REQUIRED TASK:
All of the material should be reproduced exactly, with pictures left out.

DATA BLOCK:
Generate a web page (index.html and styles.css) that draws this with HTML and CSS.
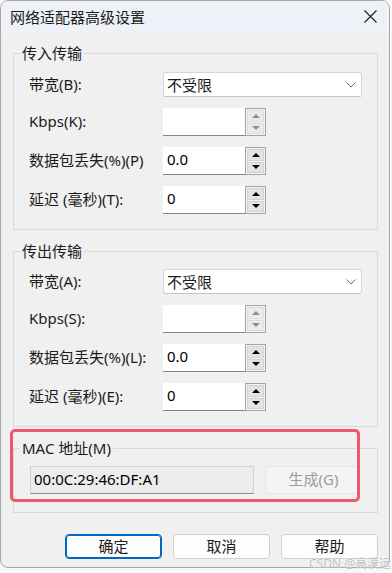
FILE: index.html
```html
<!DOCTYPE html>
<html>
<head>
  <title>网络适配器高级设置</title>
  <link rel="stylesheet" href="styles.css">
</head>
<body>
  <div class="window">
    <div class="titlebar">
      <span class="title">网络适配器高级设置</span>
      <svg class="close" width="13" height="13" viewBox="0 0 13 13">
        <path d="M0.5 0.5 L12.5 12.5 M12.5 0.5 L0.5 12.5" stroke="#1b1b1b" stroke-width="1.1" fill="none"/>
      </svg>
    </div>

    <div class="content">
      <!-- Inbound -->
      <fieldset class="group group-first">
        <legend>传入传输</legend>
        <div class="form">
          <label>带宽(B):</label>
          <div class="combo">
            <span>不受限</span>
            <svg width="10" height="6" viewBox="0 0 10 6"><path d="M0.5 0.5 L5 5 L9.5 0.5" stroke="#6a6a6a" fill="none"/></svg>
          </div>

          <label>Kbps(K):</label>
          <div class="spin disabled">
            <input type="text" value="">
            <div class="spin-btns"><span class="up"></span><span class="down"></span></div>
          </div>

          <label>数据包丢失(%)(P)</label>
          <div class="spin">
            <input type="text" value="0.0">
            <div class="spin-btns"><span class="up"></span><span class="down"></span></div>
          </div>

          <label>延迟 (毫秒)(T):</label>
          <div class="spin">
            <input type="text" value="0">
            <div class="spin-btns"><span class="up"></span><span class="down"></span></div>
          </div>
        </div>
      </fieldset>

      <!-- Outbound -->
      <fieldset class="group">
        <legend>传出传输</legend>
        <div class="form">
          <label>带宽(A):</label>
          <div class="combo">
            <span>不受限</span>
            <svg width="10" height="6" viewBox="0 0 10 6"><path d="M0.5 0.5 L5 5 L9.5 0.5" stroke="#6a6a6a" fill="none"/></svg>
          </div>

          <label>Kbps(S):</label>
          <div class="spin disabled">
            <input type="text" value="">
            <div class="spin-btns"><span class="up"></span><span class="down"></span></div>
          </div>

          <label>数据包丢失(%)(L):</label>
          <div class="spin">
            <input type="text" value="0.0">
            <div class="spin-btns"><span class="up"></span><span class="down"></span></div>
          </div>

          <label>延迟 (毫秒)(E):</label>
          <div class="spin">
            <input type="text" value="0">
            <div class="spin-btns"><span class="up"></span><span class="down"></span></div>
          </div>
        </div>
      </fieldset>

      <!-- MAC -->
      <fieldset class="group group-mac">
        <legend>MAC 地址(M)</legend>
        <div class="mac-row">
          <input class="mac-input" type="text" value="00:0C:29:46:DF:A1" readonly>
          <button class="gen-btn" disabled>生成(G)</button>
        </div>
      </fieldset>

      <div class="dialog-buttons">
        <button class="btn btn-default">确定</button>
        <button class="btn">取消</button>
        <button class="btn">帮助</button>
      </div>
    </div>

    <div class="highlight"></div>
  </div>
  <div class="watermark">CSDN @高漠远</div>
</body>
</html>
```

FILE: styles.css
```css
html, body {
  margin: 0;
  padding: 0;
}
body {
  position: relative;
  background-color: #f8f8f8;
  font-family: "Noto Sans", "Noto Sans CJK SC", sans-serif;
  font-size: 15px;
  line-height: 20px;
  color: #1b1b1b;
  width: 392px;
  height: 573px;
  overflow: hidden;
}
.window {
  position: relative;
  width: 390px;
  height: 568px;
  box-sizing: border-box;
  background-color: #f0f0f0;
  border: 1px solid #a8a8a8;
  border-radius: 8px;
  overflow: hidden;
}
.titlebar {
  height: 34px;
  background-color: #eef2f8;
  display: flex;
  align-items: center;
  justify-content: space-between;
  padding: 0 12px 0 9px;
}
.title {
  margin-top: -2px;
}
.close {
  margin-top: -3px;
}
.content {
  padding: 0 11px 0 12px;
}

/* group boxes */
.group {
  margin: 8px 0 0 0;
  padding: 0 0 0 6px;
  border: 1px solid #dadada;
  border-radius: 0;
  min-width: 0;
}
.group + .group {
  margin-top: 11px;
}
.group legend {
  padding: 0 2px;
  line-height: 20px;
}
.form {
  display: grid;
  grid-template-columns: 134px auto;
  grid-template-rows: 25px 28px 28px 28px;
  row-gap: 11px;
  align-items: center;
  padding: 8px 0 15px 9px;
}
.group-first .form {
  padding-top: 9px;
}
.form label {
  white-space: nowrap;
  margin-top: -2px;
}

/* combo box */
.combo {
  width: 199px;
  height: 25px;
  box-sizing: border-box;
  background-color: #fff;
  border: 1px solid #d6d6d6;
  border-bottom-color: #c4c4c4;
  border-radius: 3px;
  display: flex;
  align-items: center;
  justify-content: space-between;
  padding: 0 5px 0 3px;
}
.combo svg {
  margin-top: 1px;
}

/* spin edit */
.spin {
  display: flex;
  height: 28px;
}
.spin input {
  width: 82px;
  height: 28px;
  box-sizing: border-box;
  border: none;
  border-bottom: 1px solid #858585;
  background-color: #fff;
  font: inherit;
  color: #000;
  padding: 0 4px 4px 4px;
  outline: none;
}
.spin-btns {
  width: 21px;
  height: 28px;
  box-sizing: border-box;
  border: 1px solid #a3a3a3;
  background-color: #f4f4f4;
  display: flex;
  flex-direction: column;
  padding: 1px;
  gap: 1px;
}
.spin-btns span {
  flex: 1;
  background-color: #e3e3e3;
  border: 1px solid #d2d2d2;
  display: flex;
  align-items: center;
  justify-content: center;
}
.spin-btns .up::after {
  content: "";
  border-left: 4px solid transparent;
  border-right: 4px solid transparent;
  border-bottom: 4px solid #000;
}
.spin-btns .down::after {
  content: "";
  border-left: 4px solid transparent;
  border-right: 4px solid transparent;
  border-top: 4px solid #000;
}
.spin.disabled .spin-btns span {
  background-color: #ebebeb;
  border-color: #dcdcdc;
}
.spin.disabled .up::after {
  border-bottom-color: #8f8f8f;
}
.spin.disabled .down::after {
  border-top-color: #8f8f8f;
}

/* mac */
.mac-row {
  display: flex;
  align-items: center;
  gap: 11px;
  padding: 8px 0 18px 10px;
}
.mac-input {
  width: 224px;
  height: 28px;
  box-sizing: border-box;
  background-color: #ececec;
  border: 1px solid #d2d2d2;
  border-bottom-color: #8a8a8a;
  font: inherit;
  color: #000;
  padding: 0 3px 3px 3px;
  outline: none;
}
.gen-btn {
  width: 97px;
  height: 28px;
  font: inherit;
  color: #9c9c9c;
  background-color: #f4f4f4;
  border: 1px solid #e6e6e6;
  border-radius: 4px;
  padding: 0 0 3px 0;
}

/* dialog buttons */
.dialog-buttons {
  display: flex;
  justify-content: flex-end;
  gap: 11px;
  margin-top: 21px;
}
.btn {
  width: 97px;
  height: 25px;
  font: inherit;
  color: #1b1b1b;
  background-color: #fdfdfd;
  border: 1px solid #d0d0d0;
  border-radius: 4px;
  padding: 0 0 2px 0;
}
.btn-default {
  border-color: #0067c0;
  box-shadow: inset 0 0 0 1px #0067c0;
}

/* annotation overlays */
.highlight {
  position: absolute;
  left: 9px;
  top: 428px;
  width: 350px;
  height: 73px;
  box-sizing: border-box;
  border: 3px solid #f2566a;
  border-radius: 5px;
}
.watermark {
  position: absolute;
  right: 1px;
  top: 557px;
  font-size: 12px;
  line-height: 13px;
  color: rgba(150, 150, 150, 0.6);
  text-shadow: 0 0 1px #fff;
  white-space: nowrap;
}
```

ANSWER TO THE EXERCISE:
Generate a web page (index.html and styles.css) that draws this with HTML and CSS.
FILE: index.html
```html
<!DOCTYPE html>
<html>
<head>
  <title>网络适配器高级设置</title>
  <link rel="stylesheet" href="styles.css">
</head>
<body>
  <div class="window">
    <div class="titlebar">
      <span class="title">网络适配器高级设置</span>
      <svg class="close" width="13" height="13" viewBox="0 0 13 13">
        <path d="M0.5 0.5 L12.5 12.5 M12.5 0.5 L0.5 12.5" stroke="#1b1b1b" stroke-width="1.1" fill="none"/>
      </svg>
    </div>

    <div class="content">
      <!-- Inbound -->
      <fieldset class="group group-first">
        <legend>传入传输</legend>
        <div class="form">
          <label>带宽(B):</label>
          <div class="combo">
            <span>不受限</span>
            <svg width="10" height="6" viewBox="0 0 10 6"><path d="M0.5 0.5 L5 5 L9.5 0.5" stroke="#6a6a6a" fill="none"/></svg>
          </div>

          <label>Kbps(K):</label>
          <div class="spin disabled">
            <input type="text" value="">
            <div class="spin-btns"><span class="up"></span><span class="down"></span></div>
          </div>

          <label>数据包丢失(%)(P)</label>
          <div class="spin">
            <input type="text" value="0.0">
            <div class="spin-btns"><span class="up"></span><span class="down"></span></div>
          </div>

          <label>延迟 (毫秒)(T):</label>
          <div class="spin">
            <input type="text" value="0">
            <div class="spin-btns"><span class="up"></span><span class="down"></span></div>
          </div>
        </div>
      </fieldset>

      <!-- Outbound -->
      <fieldset class="group">
        <legend>传出传输</legend>
        <div class="form">
          <label>带宽(A):</label>
          <div class="combo">
            <span>不受限</span>
            <svg width="10" height="6" viewBox="0 0 10 6"><path d="M0.5 0.5 L5 5 L9.5 0.5" stroke="#6a6a6a" fill="none"/></svg>
          </div>

          <label>Kbps(S):</label>
          <div class="spin disabled">
            <input type="text" value="">
            <div class="spin-btns"><span class="up"></span><span class="down"></span></div>
          </div>

          <label>数据包丢失(%)(L):</label>
          <div class="spin">
            <input type="text" value="0.0">
            <div class="spin-btns"><span class="up"></span><span class="down"></span></div>
          </div>

          <label>延迟 (毫秒)(E):</label>
          <div class="spin">
            <input type="text" value="0">
            <div class="spin-btns"><span class="up"></span><span class="down"></span></div>
          </div>
        </div>
      </fieldset>

      <!-- MAC -->
      <fieldset class="group group-mac">
        <legend>MAC 地址(M)</legend>
        <div class="mac-row">
          <input class="mac-input" type="text" value="00:0C:29:46:DF:A1" readonly>
          <button class="gen-btn" disabled>生成(G)</button>
        </div>
      </fieldset>

      <div class="dialog-buttons">
        <button class="btn btn-default">确定</button>
        <button class="btn">取消</button>
        <button class="btn">帮助</button>
      </div>
    </div>

    <div class="highlight"></div>
  </div>
  <div class="watermark">CSDN @高漠远</div>
</body>
</html>
```

FILE: styles.css
```css
html, body {
  margin: 0;
  padding: 0;
}
body {
  position: relative;
  background-color: #f8f8f8;
  font-family: "Noto Sans", "Noto Sans CJK SC", sans-serif;
  font-size: 15px;
  line-height: 20px;
  color: #1b1b1b;
  width: 392px;
  height: 573px;
  overflow: hidden;
}
.window {
  position: relative;
  width: 390px;
  height: 568px;
  box-sizing: border-box;
  background-color: #f0f0f0;
  border: 1px solid #a8a8a8;
  border-radius: 8px;
  overflow: hidden;
}
.titlebar {
  height: 34px;
  background-color: #eef2f8;
  display: flex;
  align-items: center;
  justify-content: space-between;
  padding: 0 12px 0 9px;
}
.title {
  margin-top: -2px;
}
.close {
  margin-top: -3px;
}
.content {
  padding: 0 11px 0 12px;
}

/* group boxes */
.group {
  margin: 8px 0 0 0;
  padding: 0 0 0 6px;
  border: 1px solid #dadada;
  border-radius: 0;
  min-width: 0;
}
.group + .group {
  margin-top: 11px;
}
.group legend {
  padding: 0 2px;
  line-height: 20px;
}
.form {
  display: grid;
  grid-template-columns: 134px auto;
  grid-template-rows: 25px 28px 28px 28px;
  row-gap: 11px;
  align-items: center;
  padding: 8px 0 15px 9px;
}
.group-first .form {
  padding-top: 9px;
}
.form label {
  white-space: nowrap;
  margin-top: -2px;
}

/* combo box */
.combo {
  width: 199px;
  height: 25px;
  box-sizing: border-box;
  background-color: #fff;
  border: 1px solid #d6d6d6;
  border-bottom-color: #c4c4c4;
  border-radius: 3px;
  display: flex;
  align-items: center;
  justify-content: space-between;
  padding: 0 5px 0 3px;
}
.combo svg {
  margin-top: 1px;
}

/* spin edit */
.spin {
  display: flex;
  height: 28px;
}
.spin input {
  width: 82px;
  height: 28px;
  box-sizing: border-box;
  border: none;
  border-bottom: 1px solid #858585;
  background-color: #fff;
  font: inherit;
  color: #000;
  padding: 0 4px 4px 4px;
  outline: none;
}
.spin-btns {
  width: 21px;
  height: 28px;
  box-sizing: border-box;
  border: 1px solid #a3a3a3;
  background-color: #f4f4f4;
  display: flex;
  flex-direction: column;
  padding: 1px;
  gap: 1px;
}
.spin-btns span {
  flex: 1;
  background-color: #e3e3e3;
  border: 1px solid #d2d2d2;
  display: flex;
  align-items: center;
  justify-content: center;
}
.spin-btns .up::after {
  content: "";
  border-left: 4px solid transparent;
  border-right: 4px solid transparent;
  border-bottom: 4px solid #000;
}
.spin-btns .down::after {
  content: "";
  border-left: 4px solid transparent;
  border-right: 4px solid transparent;
  border-top: 4px solid #000;
}
.spin.disabled .spin-btns span {
  background-color: #ebebeb;
  border-color: #dcdcdc;
}
.spin.disabled .up::after {
  border-bottom-color: #8f8f8f;
}
.spin.disabled .down::after {
  border-top-color: #8f8f8f;
}

/* mac */
.mac-row {
  display: flex;
  align-items: center;
  gap: 11px;
  padding: 8px 0 18px 10px;
}
.mac-input {
  width: 224px;
  height: 28px;
  box-sizing: border-box;
  background-color: #ececec;
  border: 1px solid #d2d2d2;
  border-bottom-color: #8a8a8a;
  font: inherit;
  color: #000;
  padding: 0 3px 3px 3px;
  outline: none;
}
.gen-btn {
  width: 97px;
  height: 28px;
  font: inherit;
  color: #9c9c9c;
  background-color: #f4f4f4;
  border: 1px solid #e6e6e6;
  border-radius: 4px;
  padding: 0 0 3px 0;
}

/* dialog buttons */
.dialog-buttons {
  display: flex;
  justify-content: flex-end;
  gap: 11px;
  margin-top: 21px;
}
.btn {
  width: 97px;
  height: 25px;
  font: inherit;
  color: #1b1b1b;
  background-color: #fdfdfd;
  border: 1px solid #d0d0d0;
  border-radius: 4px;
  padding: 0 0 2px 0;
}
.btn-default {
  border-color: #0067c0;
  box-shadow: inset 0 0 0 1px #0067c0;
}

/* annotation overlays */
.highlight {
  position: absolute;
  left: 9px;
  top: 428px;
  width: 350px;
  height: 73px;
  box-sizing: border-box;
  border: 3px solid #f2566a;
  border-radius: 5px;
}
.watermark {
  position: absolute;
  right: 1px;
  top: 557px;
  font-size: 12px;
  line-height: 13px;
  color: rgba(150, 150, 150, 0.6);
  text-shadow: 0 0 1px #fff;
  white-space: nowrap;
}
```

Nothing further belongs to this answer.